When he ran the numbers himself, based on publicly available data, he estimated that the new plant would emit 143 tons of PM2.5 annually.
PM2.5 are tiny airborne particulates, about 1/30th the width of a human hair, that are closely associated with health impacts from pollution from gas generation plants.
Jessica Sims, field coordinator for Appalachian Voices, said her group is seeing the same patterns throughout rural Virginia. Developers, she said, are building gas projects on speculation, gambling that growth will justify them later.
“Companies are kind of excited to think about, well, we can build this, and they will come. Sort of a ‘Field of Dreams,’ but with pollution.” She urged residents to demand full disclosure from Tenaska and from county officials before the project moves forward.
“If they’re trying to bring this project to your community, you deserve to know what its impacts are going to be in full,” she said. “Not just the good parts, not just the sound study that they did, but how much pollution they want to put into the air.”
Keep talking
With the Planning Commission expected to take up key local permits for the plant within a matter of weeks, some in the audience wondered how much the public could do to slow down the process.
Some recall the last time Tensaka came to town.
“We did this,” said one audience member. “2002, 2003, 2004. We had protests. We signed petitions. We stood on the side of the road with signs. We lost that battle. How do we not lose this one?”
Sims said there was no one playbook for slowing or stopping a project.

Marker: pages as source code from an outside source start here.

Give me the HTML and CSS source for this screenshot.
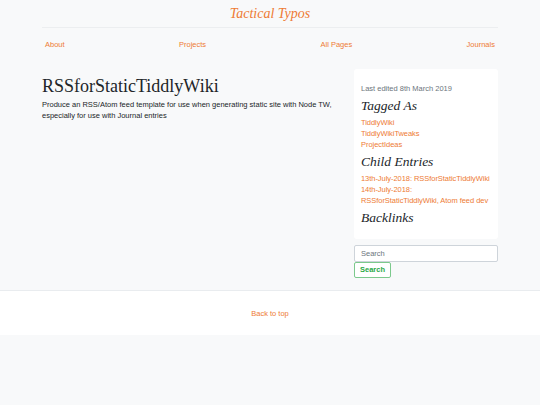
FILE: index.html
```html
<!DOCTYPE html>
<html>
<head>
<meta charset="utf-8">
<link rel="stylesheet" href="styles.css">
</head>
<body>
<div class="page">
  <header class="container">
    <div class="brand">Tactical Typos</div>
    <nav class="nav">
      <a href="#">About</a>
      <a href="#">Projects</a>
      <a href="#">All Pages</a>
      <a href="#">Journals</a>
    </nav>
  </header>
  <main class="container main">
    <article class="post">
      <h1 class="post-title">RSSforStaticTiddlyWiki</h1>
      <p class="post-text">Produce an RSS/Atom feed template for use when generating static site with Node TW, especially for use with Journal entries</p>
    </article>
    <aside class="sidebar">
      <div class="box">
        <p class="muted">Last edited 8th March 2019</p>
        <h4 class="side-title">Tagged As</h4>
        <ul class="links">
          <li><a href="#">TiddlyWiki</a></li>
          <li><a href="#">TiddlyWikiTweaks</a></li>
          <li><a href="#">ProjectIdeas</a></li>
        </ul>
        <h4 class="side-title">Child Entries</h4>
        <ul class="links">
          <li><a href="#">13th-July-2018: RSSforStaticTiddlyWiki</a></li>
          <li><a href="#">14th-July-2018: RSSforStaticTiddlyWiki, Atom feed dev</a></li>
        </ul>
        <h4 class="side-title">Backlinks</h4>
      </div>
      <form class="search">
        <input class="search-input" type="text" placeholder="Search">
        <button class="search-btn" type="button">Search</button>
      </form>
    </aside>
  </main>
  <footer class="footer">
    <a href="#">Back to top</a>
  </footer>
</div>
</body>
</html>
```
FILE: styles.css
```css
* { box-sizing: border-box; }
html, body {
  margin: 0;
  padding: 0;
  background: #f8f9fa;
  font-family: "Liberation Sans", Arial, sans-serif;
  font-size: 7.5px;
  color: #212529;
}
a { color: #ee7b35; text-decoration: none; }
.container {
  width: 456px;
  margin: 0 auto;
}
.brand {
  text-align: center;
  font-family: "Liberation Serif", "DejaVu Serif", serif;
  font-style: italic;
  font-size: 14px;
  color: #ee7b35;
  padding-top: 6px;
  height: 28px;
  border-bottom: 1px solid #eceef0;
}
.nav {
  display: flex;
  justify-content: space-between;
  padding: 11.5px 3px 0 3px;
  height: 41px;
}
.main {
  display: flex;
  justify-content: space-between;
  align-items: flex-start;
  padding-bottom: 12px;
}
.post { width: 300px; }
.post-title {
  margin: 6px 0 1.5px;
  font-family: "Liberation Serif", "DejaVu Serif", serif;
  font-weight: normal;
  font-size: 18px;
  line-height: 22px;
  color: #212529;
}
.post-text {
  margin: 0;
  line-height: 11px;
}
.sidebar { width: 144px; }
.box {
  background: #fff;
  border-radius: 3px;
  padding: 13.5px 7px 10px 7px;
}
.muted {
  margin: 0 0 4.5px;
  color: #6c757d;
  line-height: 11px;
}
.side-title {
  margin: 0 0 3px;
  font-family: "Liberation Serif", "DejaVu Serif", serif;
  font-style: italic;
  font-weight: normal;
  font-size: 13.5px;
  line-height: 16px;
  color: #212529;
}
.links {
  list-style: none;
  margin: 0 0 4px;
  padding: 0;
  line-height: 11px;
  letter-spacing: -0.05px;
}
.search {
  margin-top: 6px;
}
.search-input {
  display: block;
  width: 144px;
  height: 16.5px;
  border: 1px solid #ced4da;
  border-radius: 2px;
  padding: 0 6px;
  font-family: "Liberation Sans", Arial, sans-serif;
  font-size: 7.5px;
  background: #fff;
}
.search-input::placeholder { color: #6c757d; }
.search-btn {
  display: block;
  height: 16px;
  padding: 0 5px;
  border: 1px solid #7cc98c;
  border-radius: 2px;
  background: #fff;
  color: #28a745;
  font-family: "Liberation Sans", Arial, sans-serif;
  font-weight: bold;
  font-size: 7.5px;
}
.footer {
  background: #fff;
  border-top: 1px solid #e9ecef;
  height: 45px;
  padding-top: 18px;
  text-align: center;
}
```
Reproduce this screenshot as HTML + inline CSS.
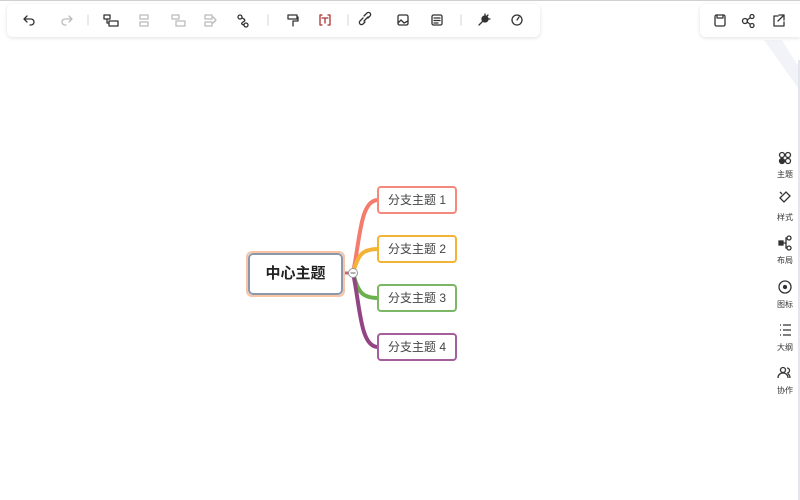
<!DOCTYPE html>
<html><head><meta charset="utf-8"><style>
body{margin:0;width:800px;height:500px;background:#fff;position:relative;overflow:hidden;font-family:"Liberation Sans","Noto Sans CJK SC",sans-serif}
.top{position:absolute;left:0;top:0;width:800px;height:1px;background:#d0d0d0}
.tb{position:absolute;top:4px;height:33px;background:#fff;border-radius:6px;box-shadow:0 1px 4px rgba(0,0,0,.12)}
.node{position:absolute;box-sizing:border-box;background:#fff;border-radius:4px;border:2px solid;font-size:12px;color:#444;text-align:center;line-height:24px;width:80px;height:28px;left:377px}
.side{position:absolute;left:772px;width:26px;text-align:center;font-size:8px;color:#333}
</style></head><body>
<div class="top"></div>
<div style="position:absolute;left:798px;top:60px;width:2px;height:440px;background:#e4e6ee"></div>
<svg style="position:absolute;left:740px;top:36px" width="60" height="60"><path d="M24 4 L58 52 L58 30 L42 4Z" fill="#f2f3f8"/></svg>
<div class="tb" style="left:7px;width:533px">
<svg width="533" height="33" fill="none" stroke="#333" stroke-width="1.3" stroke-linecap="round" stroke-linejoin="round">
<path d="M20 12 L17 15 L20 18 M17 15 H24 a3 3 0 0 1 0 6 H23"/>
<g stroke="#bbb"><path d="M62 12 L65 15 L62 18 M65 15 H58 a3 3 0 0 0 0 6 H59"/></g>
<path d="M81 11v10" stroke="#ddd"/>
<rect x="97" y="11" width="6" height="4"/><rect x="102" y="17" width="9" height="5"/><path d="M100 15v4h2"/>
<g stroke="#bbb"><rect x="133" y="11" width="8" height="4"/><rect x="133" y="18" width="8" height="4"/>
<rect x="165" y="11" width="7" height="4"/><rect x="169" y="17" width="9" height="5"/>
<rect x="198" y="11" width="7" height="4"/><rect x="198" y="18" width="7" height="4"/><path d="M206 13l3 3-3 3"/></g>
<circle cx="233" cy="13" r="2"/><circle cx="239" cy="21" r="2"/><path d="M235 14 Q240 16 236 18 Q233 20 237 21"/>
<path d="M261 11v10" stroke="#ddd"/>
<rect x="281" y="11" width="9" height="4"/><path d="M290 13h1v4h-5v5"/>
<path d="M315 11h-2v10h2 M321 11h2v10h-2 M315 14h6 M318 14v5" stroke="#a33"/>
<path d="M341 11v10" stroke="#ddd"/>
<path d="M358 18l-2 2a2 2 0 0 1-3-3l3-3 M361 14l2-2a2 2 0 0 0-3-3l-3 3 M357 17l4-4"/>
<rect x="391" y="11" width="10" height="10" rx="1.5"/><path d="M391 19l3-3 3 3 4-2"/>
<rect x="425" y="11" width="10" height="10" rx="1.5"/><path d="M427 14h6M427 16.5h6M427 19h4"/>
<path d="M454 11v10" stroke="#ddd"/>
<path d="M472 21l4-4" /><circle cx="478" cy="15" r="3" fill="#333"/><path d="M478 10v2M483 15h-2M481 11l-1 1"/>
<circle cx="510" cy="16" r="5"/><path d="M510 16l2-3"/>
</svg></div>
<div class="tb" style="left:700px;width:100px;border-radius:6px 0 0 6px">
<svg width="100" height="33" fill="none" stroke="#333" stroke-width="1.3" stroke-linecap="round" stroke-linejoin="round">
<rect x="15" y="11" width="10" height="11" rx="1.5"/><path d="M17 11v3h6v-3"/>
<circle cx="45" cy="17" r="2.5"/><circle cx="52" cy="12.5" r="2"/><circle cx="52" cy="21.5" r="2"/><path d="M47 16l3-2M47 18l3 2"/>
<path d="M78 12h-4v10h10v-4 M79 11h5v5 M84 11l-6 6"/>
</svg></div>

<svg style="position:absolute;left:0;top:0" width="800" height="500" fill="none">
<path d="M345 273H352" stroke="#c8628a" stroke-width="3"/>
<path d="M353 273 C360 240 360 200 378 200" stroke="#f47c6c" stroke-width="4"/>
<path d="M353 273 C358 255 362 249 378 249" stroke="#f5b335" stroke-width="4"/>
<path d="M353 273 C358 292 362 298 378 298" stroke="#6ab04c" stroke-width="4"/>
<path d="M353 273 C360 305 360 347 378 347" stroke="#934485" stroke-width="4"/>
<circle cx="353" cy="273" r="4.5" fill="#fff" stroke="#999" stroke-width="1"/><path d="M350.5 273h5" stroke="#666"/>
</svg>
<div style="position:absolute;left:246px;top:251px;width:99px;height:46px;box-sizing:border-box;border:2px solid #f9c3a4;border-radius:6px"></div>
<div style="position:absolute;left:248px;top:253px;width:95px;height:42px;box-sizing:border-box;border:2px solid #8a97ad;border-radius:5px;text-align:center;line-height:38px;font-size:15px;font-weight:bold;color:#222">中心主题</div>
<div class="node" style="top:186px;border-color:#f58a7c">分支主题 1</div>
<div class="node" style="top:235px;border-color:#f5b335">分支主题 2</div>
<div class="node" style="top:284px;border-color:#7bb765">分支主题 3</div>
<div class="node" style="top:333px;border-color:#a45f9c">分支主题 4</div>

<svg style="position:absolute;left:772px;top:148px" width="26" height="240" fill="none" stroke="#333" stroke-width="1.3">
<circle cx="10" cy="7" r="2.5"/><circle cx="16" cy="7" r="2.5"/><circle cx="10" cy="13" r="2.5" fill="#333"/><circle cx="16" cy="13" r="2.5"/>
<path d="M8 50l6-6 4 4-6 6z M10 46l-2-2"/>
<rect x="7" y="93" width="4" height="4" fill="#333"/><circle cx="17" cy="90" r="2"/><circle cx="17" cy="100" r="2"/><path d="M11 95h3v-5h1M14 95v5h1"/>
<circle cx="13" cy="139" r="6"/><circle cx="13" cy="139" r="1.5" fill="#333"/>
<path d="M11 177h8M11 182h8M11 187h8M8 177h1M8 182h1M8 187h1"/>
<circle cx="11" cy="222" r="2.5"/><path d="M6 230c0-3 2-5 5-5s5 2 5 5M15 220a2.5 2.5 0 0 1 0 5M18 230c0-2-1-4-2-4"/>
</svg>
<div class="side" style="top:169px">主题</div>
<div class="side" style="top:212px">样式</div>
<div class="side" style="top:255px">布局</div>
<div class="side" style="top:299px">图标</div>
<div class="side" style="top:342px">大纲</div>
<div class="side" style="top:385px">协作</div>
</body></html>
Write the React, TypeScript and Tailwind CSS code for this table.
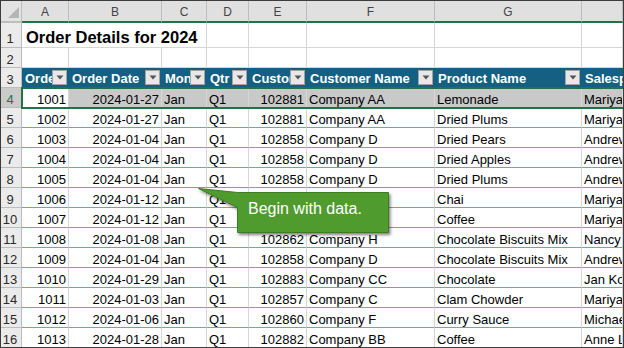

In Pittsylvania County, for example, community members had successfully opposed a new power plant by “making it visible everywhere, and in creative ways,” such as utilizing floats at a local parade.
“It was talking to everybody at any kind of community gathering there is, and just having a presence,” though flyers, mailers, media outreach, t-shirts, signs, anything that keeps the conversation going.
She also said that a “consistent, respectful barrage” at local officials can be a powerful technique. In Pittsylvania, everywhere commissioners and supervisors went, “they heard about it, they heard about it, they heard about it.”
“I think that sort of sustained pressure we have seen win,” she said. “Sometimes it’s a short fight. Sometimes it’s a really long fight.”
Next steps
The event was hosted by the Fluvanna Horizons Alliance, a new grassroots coalition of local and regional groups advocating for greater transparency regarding Tenaska’s plans.
“Our community is entitled to clear, accountable answers on how Tenaska intends to protect our air and water,” said Community Voices founder Sharon Harris, who coordinated the event.
Residents will have the opportunity to share their thoughts and concerns during the Planning Commission’s public hearings on three Tenaska zoning applications at its monthly meeting on Oct. 7 at 7 p.m.
The meeting will be held at the Fluvanna County courthouse.